--- COLLECTED DATA ---
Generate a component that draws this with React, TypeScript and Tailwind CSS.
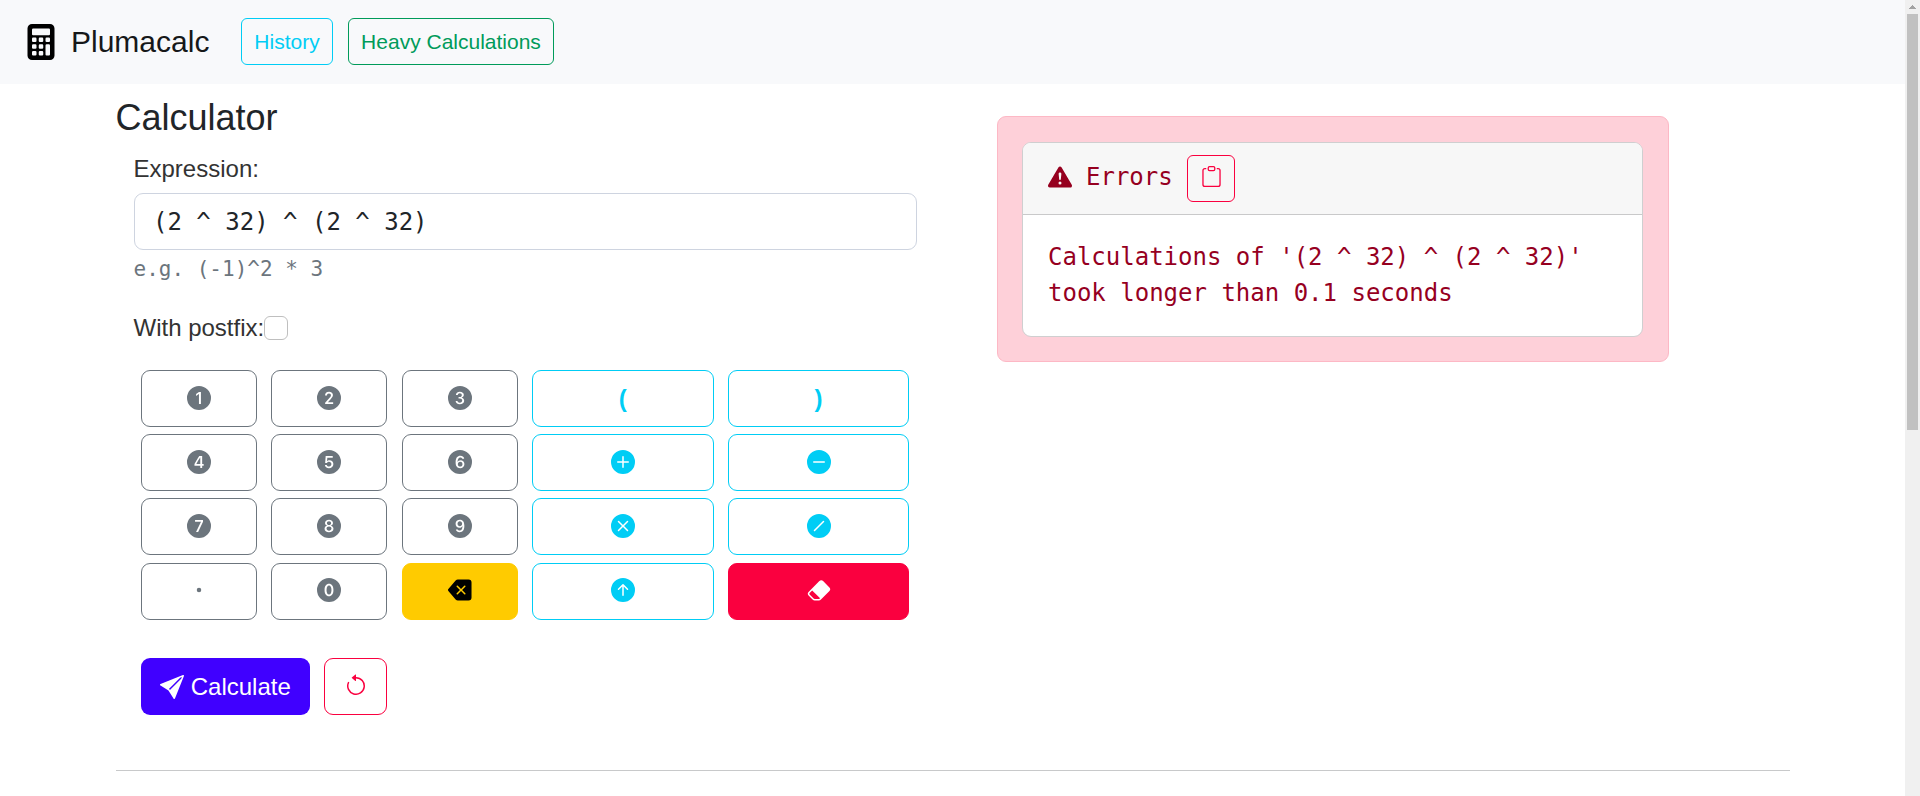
import type { ReactNode } from "react";
import {
  Bs0CircleFill,
  Bs1CircleFill,
  Bs2CircleFill,
  Bs3CircleFill,
  Bs4CircleFill,
  Bs5CircleFill,
  Bs6CircleFill,
  Bs7CircleFill,
  Bs8CircleFill,
  Bs9CircleFill,
  BsArrowCounterclockwise,
  BsArrowUpCircleFill,
  BsBackspaceFill,
  BsCalculatorFill,
  BsClipboard,
  BsDashCircleFill,
  BsDot,
  BsEraserFill,
  BsExclamationTriangleFill,
  BsPlusCircleFill,
  BsSendFill,
  BsSlashCircleFill,
  BsXCircleFill,
} from "react-icons/bs";

const tones = {
  digit: "border-[#6c757d] text-[#6c757d]",
  operator: "border-[#00cdf5] text-[#00cdf5]",
  warning: "border-[#ffcb00] bg-[#ffcb00] text-black",
  danger: "border-[#fa003f] bg-[#fa003f] text-white",
};

function Key({ tone, label, children }: { tone: keyof typeof tones; label: string; children: ReactNode }) {
  return (
    <button
      type="button"
      aria-label={label}
      className={`flex h-[57px] items-center justify-center rounded-[9px] border pb-px text-2xl ${tones[tone]}`}
    >
      {children}
    </button>
  );
}

function Keypad() {
  return (
    <div className="ml-[25px] mt-6 grid w-[768px] grid-cols-[116px_116px_116px_182px_181px] grid-rows-[57px_57px_57px_58px] items-end justify-between gap-y-[7px]">
      <Key tone="digit" label="1"><Bs1CircleFill /></Key>
      <Key tone="digit" label="2"><Bs2CircleFill /></Key>
      <Key tone="digit" label="3"><Bs3CircleFill /></Key>
      <Key tone="operator" label="Open bracket"><span className="pt-0.5 font-bold">(</span></Key>
      <Key tone="operator" label="Close bracket"><span className="pt-0.5 font-bold">)</span></Key>
      <Key tone="digit" label="4"><Bs4CircleFill /></Key>
      <Key tone="digit" label="5"><Bs5CircleFill /></Key>
      <Key tone="digit" label="6"><Bs6CircleFill /></Key>
      <Key tone="operator" label="Plus"><BsPlusCircleFill /></Key>
      <Key tone="operator" label="Minus"><BsDashCircleFill /></Key>
      <Key tone="digit" label="7"><Bs7CircleFill /></Key>
      <Key tone="digit" label="8"><Bs8CircleFill /></Key>
      <Key tone="digit" label="9"><Bs9CircleFill /></Key>
      <Key tone="operator" label="Multiply"><BsXCircleFill /></Key>
      <Key tone="operator" label="Divide"><BsSlashCircleFill /></Key>
      <Key tone="digit" label="Dot"><BsDot className="mb-0.5" /></Key>
      <Key tone="digit" label="0"><Bs0CircleFill className="mb-0.5" /></Key>
      <Key tone="warning" label="Backspace"><BsBackspaceFill className="mb-0.5" /></Key>
      <Key tone="operator" label="Power"><BsArrowUpCircleFill className="mb-0.5" /></Key>
      <Key tone="danger" label="Erase"><BsEraserFill className="mb-0.5" /></Key>
    </div>
  );
}

function Navbar() {
  return (
    <nav className="flex h-[84px] items-center bg-[#f8f9fb] pb-[1.5px] pl-[22.5px]">
      <BsCalculatorFill className="mt-[2px] size-9 text-black" />
      <span className="ml-[12.5px] w-[170px] text-[30px] leading-[45px] text-[#161819]">Plumacalc</span>
      <button type="button" className="h-[47px] w-[92px] rounded-md border border-[#00cdf5] text-[21px] text-[#00cdf5]">
        History
      </button>
      <button type="button" className="ml-[15px] h-[47px] w-[206px] rounded-md border border-[#009b5a] text-[21px] text-[#009b5a]">
        Heavy Calculations
      </button>
    </nav>
  );
}

function ErrorPanel() {
  return (
    <section className="ml-[80px] mt-8 h-[246px] w-[672px] rounded-[9px] border border-[#fdb8c5] bg-[#fed0d9] p-[25px] pl-6 font-['DejaVu_Sans_Mono',monospace] text-2xl leading-9 text-[#96001f]">
      <div className="h-[195px] overflow-hidden rounded-[9px] border border-[#cfcfd0] bg-white">
        <div className="flex h-[72px] items-center border-b border-[#c9c9ca] bg-[#f7f7f7] pl-[25px]">
          <BsExclamationTriangleFill className="mb-[3px]" />
          <span className="mb-[4px] ml-3.5">Errors</span>
          <button type="button" aria-label="Copy" className="ml-[14px] flex h-[47px] w-12 items-center justify-center rounded-md border border-[#fa003f] pb-1 pl-px text-[21px] text-[#fa003f]">
            <BsClipboard />
          </button>
        </div>
        <p className="pl-[25px] pt-[24px]">
          Calculations of '(2 ^ 32) ^ (2 ^ 32)'
          <br />
          took longer than 0.1 seconds
        </p>
      </div>
    </section>
  );
}

function Scrollbar() {
  return (
    <div className="flex w-[15px] flex-col items-center bg-[#f0f0f0]">
      <svg className="h-3.5 w-[15px]" viewBox="0 0 15 14" shapeRendering="crispEdges" fill="#a2a2a2">
        <path d="M7 5h1v1h1v1h1v1h1v1H4V8h1V7h1V6h1z" />
      </svg>
      <div className="h-[416px] w-[11px] bg-[#c1c1c1]" />
    </div>
  );
}

export default function App() {
  return (
    <div className="flex h-[796px] w-full overflow-hidden bg-white font-['Liberation_Sans',Arial,sans-serif] text-[#212529]">
      <div className="flex-1">
        <Navbar />
        <main className="ml-[116px] flex h-[686px] w-[1674px] border-b border-[#c8c9ca] box-content">
          <div className="w-[801px] shrink-0">
            <h1 className="-ml-[0.5px] mt-3 text-[36px] leading-[43px]">Calculator</h1>
            <label className="ml-[17.5px] mt-[12px] block text-2xl leading-9 text-[#333]">Expression:</label>
            <input
              readOnly
              value="(2 ^ 32) ^ (2 ^ 32)"
              className="ml-[18px] mt-1.5 block h-[57px] w-[783px] rounded-[9px] border border-[#ced4e0] bg-white px-[18px] font-['DejaVu_Sans_Mono',monospace] text-2xl outline-none"
            />
            <div className="ml-[17.5px] mt-[3px] font-['DejaVu_Sans_Mono',monospace] text-[21px] leading-8 text-[#6c757d]">
              e.g. (-1)^2 * 3
            </div>
            <div className="ml-[17.5px] mt-[25px] flex h-9 items-center text-2xl text-[#333]">
              <span>With postfix:</span>
              <span className="-ml-[0.7px] size-6 rounded-md border border-[#bfbfbf] bg-white" />
            </div>
            <Keypad />
            <div className="ml-[25px] mt-[38px] flex gap-3.5">
              <button type="button" className="flex h-[57px] w-[169px] items-center justify-center gap-[6.5px] rounded-[9px] bg-[#4000ff] text-2xl text-white">
                <BsSendFill />
                Calculate
              </button>
              <button type="button" aria-label="Reset" className="flex h-[57px] w-[63px] items-center justify-center rounded-[9px] border border-[#fa003f] pb-px text-2xl text-[#fa003f]">
                <BsArrowCounterclockwise />
              </button>
            </div>
          </div>
          <ErrorPanel />
        </main>
      </div>
      <Scrollbar />
    </div>
  );
}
---
§ **REQUIREMENTS**
Leave out the pictures and retype every line above exactly.

§ **SOLUTION BELOW**
Generate a component that draws this with React, TypeScript and Tailwind CSS.
import type { ReactNode } from "react";
import {
  Bs0CircleFill,
  Bs1CircleFill,
  Bs2CircleFill,
  Bs3CircleFill,
  Bs4CircleFill,
  Bs5CircleFill,
  Bs6CircleFill,
  Bs7CircleFill,
  Bs8CircleFill,
  Bs9CircleFill,
  BsArrowCounterclockwise,
  BsArrowUpCircleFill,
  BsBackspaceFill,
  BsCalculatorFill,
  BsClipboard,
  BsDashCircleFill,
  BsDot,
  BsEraserFill,
  BsExclamationTriangleFill,
  BsPlusCircleFill,
  BsSendFill,
  BsSlashCircleFill,
  BsXCircleFill,
} from "react-icons/bs";

const tones = {
  digit: "border-[#6c757d] text-[#6c757d]",
  operator: "border-[#00cdf5] text-[#00cdf5]",
  warning: "border-[#ffcb00] bg-[#ffcb00] text-black",
  danger: "border-[#fa003f] bg-[#fa003f] text-white",
};

function Key({ tone, label, children }: { tone: keyof typeof tones; label: string; children: ReactNode }) {
  return (
    <button
      type="button"
      aria-label={label}
      className={`flex h-[57px] items-center justify-center rounded-[9px] border pb-px text-2xl ${tones[tone]}`}
    >
      {children}
    </button>
  );
}

function Keypad() {
  return (
    <div className="ml-[25px] mt-6 grid w-[768px] grid-cols-[116px_116px_116px_182px_181px] grid-rows-[57px_57px_57px_58px] items-end justify-between gap-y-[7px]">
      <Key tone="digit" label="1"><Bs1CircleFill /></Key>
      <Key tone="digit" label="2"><Bs2CircleFill /></Key>
      <Key tone="digit" label="3"><Bs3CircleFill /></Key>
      <Key tone="operator" label="Open bracket"><span className="pt-0.5 font-bold">(</span></Key>
      <Key tone="operator" label="Close bracket"><span className="pt-0.5 font-bold">)</span></Key>
      <Key tone="digit" label="4"><Bs4CircleFill /></Key>
      <Key tone="digit" label="5"><Bs5CircleFill /></Key>
      <Key tone="digit" label="6"><Bs6CircleFill /></Key>
      <Key tone="operator" label="Plus"><BsPlusCircleFill /></Key>
      <Key tone="operator" label="Minus"><BsDashCircleFill /></Key>
      <Key tone="digit" label="7"><Bs7CircleFill /></Key>
      <Key tone="digit" label="8"><Bs8CircleFill /></Key>
      <Key tone="digit" label="9"><Bs9CircleFill /></Key>
      <Key tone="operator" label="Multiply"><BsXCircleFill /></Key>
      <Key tone="operator" label="Divide"><BsSlashCircleFill /></Key>
      <Key tone="digit" label="Dot"><BsDot className="mb-0.5" /></Key>
      <Key tone="digit" label="0"><Bs0CircleFill className="mb-0.5" /></Key>
      <Key tone="warning" label="Backspace"><BsBackspaceFill className="mb-0.5" /></Key>
      <Key tone="operator" label="Power"><BsArrowUpCircleFill className="mb-0.5" /></Key>
      <Key tone="danger" label="Erase"><BsEraserFill className="mb-0.5" /></Key>
    </div>
  );
}

function Navbar() {
  return (
    <nav className="flex h-[84px] items-center bg-[#f8f9fb] pb-[1.5px] pl-[22.5px]">
      <BsCalculatorFill className="mt-[2px] size-9 text-black" />
      <span className="ml-[12.5px] w-[170px] text-[30px] leading-[45px] text-[#161819]">Plumacalc</span>
      <button type="button" className="h-[47px] w-[92px] rounded-md border border-[#00cdf5] text-[21px] text-[#00cdf5]">
        History
      </button>
      <button type="button" className="ml-[15px] h-[47px] w-[206px] rounded-md border border-[#009b5a] text-[21px] text-[#009b5a]">
        Heavy Calculations
      </button>
    </nav>
  );
}

function ErrorPanel() {
  return (
    <section className="ml-[80px] mt-8 h-[246px] w-[672px] rounded-[9px] border border-[#fdb8c5] bg-[#fed0d9] p-[25px] pl-6 font-['DejaVu_Sans_Mono',monospace] text-2xl leading-9 text-[#96001f]">
      <div className="h-[195px] overflow-hidden rounded-[9px] border border-[#cfcfd0] bg-white">
        <div className="flex h-[72px] items-center border-b border-[#c9c9ca] bg-[#f7f7f7] pl-[25px]">
          <BsExclamationTriangleFill className="mb-[3px]" />
          <span className="mb-[4px] ml-3.5">Errors</span>
          <button type="button" aria-label="Copy" className="ml-[14px] flex h-[47px] w-12 items-center justify-center rounded-md border border-[#fa003f] pb-1 pl-px text-[21px] text-[#fa003f]">
            <BsClipboard />
          </button>
        </div>
        <p className="pl-[25px] pt-[24px]">
          Calculations of '(2 ^ 32) ^ (2 ^ 32)'
          <br />
          took longer than 0.1 seconds
        </p>
      </div>
    </section>
  );
}

function Scrollbar() {
  return (
    <div className="flex w-[15px] flex-col items-center bg-[#f0f0f0]">
      <svg className="h-3.5 w-[15px]" viewBox="0 0 15 14" shapeRendering="crispEdges" fill="#a2a2a2">
        <path d="M7 5h1v1h1v1h1v1h1v1H4V8h1V7h1V6h1z" />
      </svg>
      <div className="h-[416px] w-[11px] bg-[#c1c1c1]" />
    </div>
  );
}

export default function App() {
  return (
    <div className="flex h-[796px] w-full overflow-hidden bg-white font-['Liberation_Sans',Arial,sans-serif] text-[#212529]">
      <div className="flex-1">
        <Navbar />
        <main className="ml-[116px] flex h-[686px] w-[1674px] border-b border-[#c8c9ca] box-content">
          <div className="w-[801px] shrink-0">
            <h1 className="-ml-[0.5px] mt-3 text-[36px] leading-[43px]">Calculator</h1>
            <label className="ml-[17.5px] mt-[12px] block text-2xl leading-9 text-[#333]">Expression:</label>
            <input
              readOnly
              value="(2 ^ 32) ^ (2 ^ 32)"
              className="ml-[18px] mt-1.5 block h-[57px] w-[783px] rounded-[9px] border border-[#ced4e0] bg-white px-[18px] font-['DejaVu_Sans_Mono',monospace] text-2xl outline-none"
            />
            <div className="ml-[17.5px] mt-[3px] font-['DejaVu_Sans_Mono',monospace] text-[21px] leading-8 text-[#6c757d]">
              e.g. (-1)^2 * 3
            </div>
            <div className="ml-[17.5px] mt-[25px] flex h-9 items-center text-2xl text-[#333]">
              <span>With postfix:</span>
              <span className="-ml-[0.7px] size-6 rounded-md border border-[#bfbfbf] bg-white" />
            </div>
            <Keypad />
            <div className="ml-[25px] mt-[38px] flex gap-3.5">
              <button type="button" className="flex h-[57px] w-[169px] items-center justify-center gap-[6.5px] rounded-[9px] bg-[#4000ff] text-2xl text-white">
                <BsSendFill />
                Calculate
              </button>
              <button type="button" aria-label="Reset" className="flex h-[57px] w-[63px] items-center justify-center rounded-[9px] border border-[#fa003f] pb-px text-2xl text-[#fa003f]">
                <BsArrowCounterclockwise />
              </button>
            </div>
          </div>
          <ErrorPanel />
        </main>
      </div>
      <Scrollbar />
    </div>
  );
}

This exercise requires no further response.